B&M shares were down 1.2% in early trade at 537.6.

Vesuvius profits take heavy hit during coronavirus crisis

Vesuvius said profits took a battering as demand fell during the pandemic but said a recent restructuring means it is well positioned to recover this year, whilst strong cash generation allowed it to almost treble its dividend.

The molten metal flow engineering company, which serves the likes of the steel industry, said revenue fell 14.7% in 2020 to £1.45 billion from £1.71 billion the year, as the pandemic weighed on demand.

Vesuvius said it outperformed the wider market in high-growth markets like India, Vietnam, Turkey, Russia, Ukraine and across South America.

Operating profit plunged 42% to £74.3 million from £127.5 million in 2019. Pretax profit was down 46% to £64.5 million from £118.6 million.

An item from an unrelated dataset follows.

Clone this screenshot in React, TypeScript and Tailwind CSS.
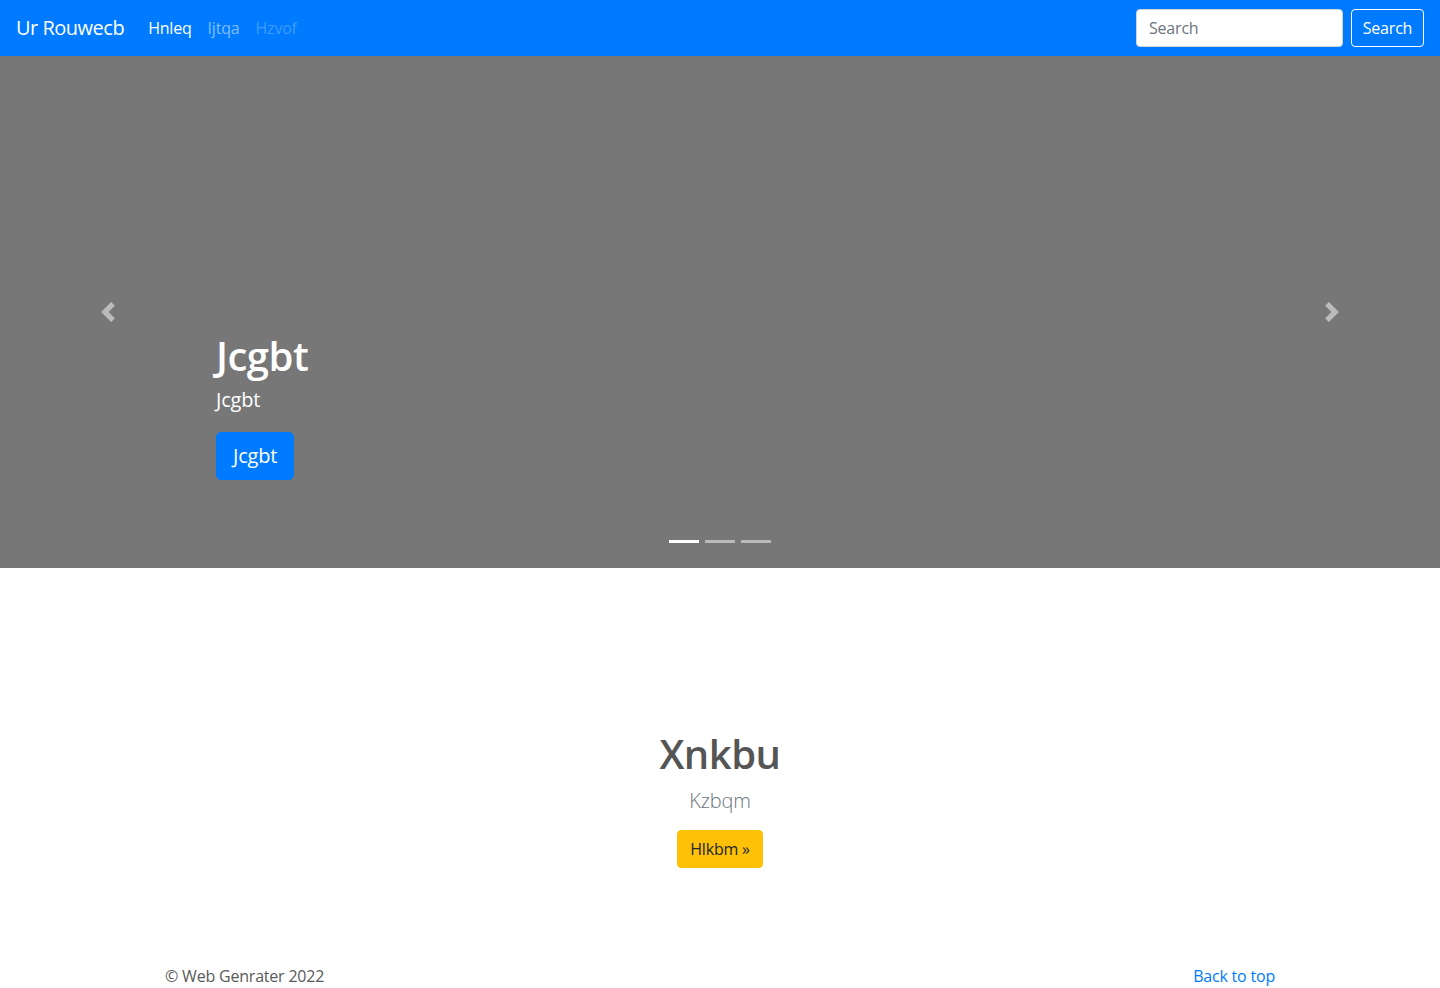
import React from "react";

const font = { fontFamily: '"Open Sans", "Noto Sans", Arial, sans-serif' };

function Chevron({ dir }: { dir: "prev" | "next" }) {
  return (
    <svg width="20" height="20" viewBox="0 0 8 8" fill="#fff">
      {dir === "prev" ? (
        <path d="M5.25 0l-4 4 4 4 1.5-1.5L4.25 4l2.5-2.5L5.25 0z" />
      ) : (
        <path d="M2.75 0l-1.5 1.5L3.75 4l-2.5 2.5L2.75 8l4-4-4-4z" />
      )}
    </svg>
  );
}

export default function App() {
  return (
    <div className="min-h-[988px] bg-white text-[16px] leading-6 text-[#5a5a5a] tracking-[-0.2px]" style={font}>
      {/* navbar */}
      <nav className="h-14 bg-[#007bff] flex items-center px-4">
        <a className="text-[20px] leading-[30px] text-white mr-4 tracking-[-0.5px]">Ur Rouwecb</a>
        <ul className="flex items-center">
          <li className="px-2 text-white">Hnleq</li>
          <li className="px-2 text-white/50">Ijtqa</li>
          <li className="px-2 text-white/25">Hzvof</li>
        </ul>
        <form className="ml-auto flex items-center">
          <input
            placeholder="Search"
            className="w-[207px] h-[38px] rounded border border-[#ced4da] bg-white px-3 text-[16px] text-[#495057] placeholder:text-[#6c757d] mr-2 outline-none"
          />
          <button className="w-[73px] h-[38px] rounded border border-white text-white text-[16px]">Search</button>
        </form>
      </nav>

      {/* carousel */}
      <div className="relative h-[512px] bg-[#777777]">
        <a className="absolute left-0 top-0 bottom-0 w-[15%] flex items-center justify-center opacity-50">
          <Chevron dir="prev" />
        </a>
        <a className="absolute right-0 top-0 bottom-0 w-[15%] flex items-center justify-center opacity-50">
          <Chevron dir="next" />
        </a>
        <div className="absolute left-[15%] right-[15%] bottom-[52px] py-5 text-white text-left">
          <h1 className="text-[40px] leading-[48px] font-semibold mb-[5px] tracking-[-0.5px]">Jcgbt</h1>
          <p className="text-[20px] leading-[30px] mb-[17px]">Jcgbt</p>
          <p className="mb-4">
            <a className="inline-block bg-[#007bff] border border-[#007bff] text-white text-[20px] leading-[30px] px-4 py-2 rounded-[5px]">Jcgbt</a>
          </p>
        </div>
        <ol className="absolute left-0 right-0 bottom-[25px] flex justify-center">
          <li className="w-[30px] h-[3px] mx-[3px] bg-white" />
          <li className="w-[30px] h-[3px] mx-[3px] bg-white/50" />
          <li className="w-[30px] h-[3px] mx-[3px] bg-white/50" />
        </ol>
      </div>

      {/* main */}
      <section className="pt-[162px] pb-[72px] text-center">
        <h1 className="text-[40px] leading-[48px] font-semibold text-[#555555] mb-2 tracking-[-0.5px]">Xnkbu</h1>
        <p className="text-[20px] leading-[30px] font-light text-[#6c757d] mb-[14px]">Kzbqm</p>
        <a className="inline-block bg-[#ffc107] text-[#212529] px-3 py-[6px] rounded text-[16px] leading-6 border border-[#ffc107]">
          Hlkbm »
        </a>
      </section>

      {/* footer */}
      <footer className="max-w-[1140px] mx-auto px-[15px] pt-[24px] flex justify-between">
        <p>© Web Genrater 2022</p>
        <a className="text-[#007bff]">Back to top</a>
      </footer>
    </div>
  );
}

Vesuvius raised its dividend to 17.4 pence from just 6.2p in 2019. It cancelled the 14.3p final payout for 2019 as the pandemic erupted.

‘Clear signs of recovery are now apparent in both our steel and foundry end markets and we believe that this recovery should accelerate in the second half of 2021, supported by the lifting of most  pandemic-related restrictions by then,’ said chief executive Patrick Andre.

‘Vesuvius is emerging from this difficult period stronger than before. We have low leverage and an optimised manufacturing footprint resulting from our successfully completed restructuring programmes. We also benefit from our flexible and low capital intensive, entrepreneurial and decentralised business model, which has proven its value during 2020. We are confident that the group will deliver a meaningful improvement in financial performance in 2021,’ he added.

The recent restructuring has delivered an ‘optimised manufacturing network geared for growth’, Vesuvius said.

Vesuvius shares were down 6.9% in early trade at 515.0.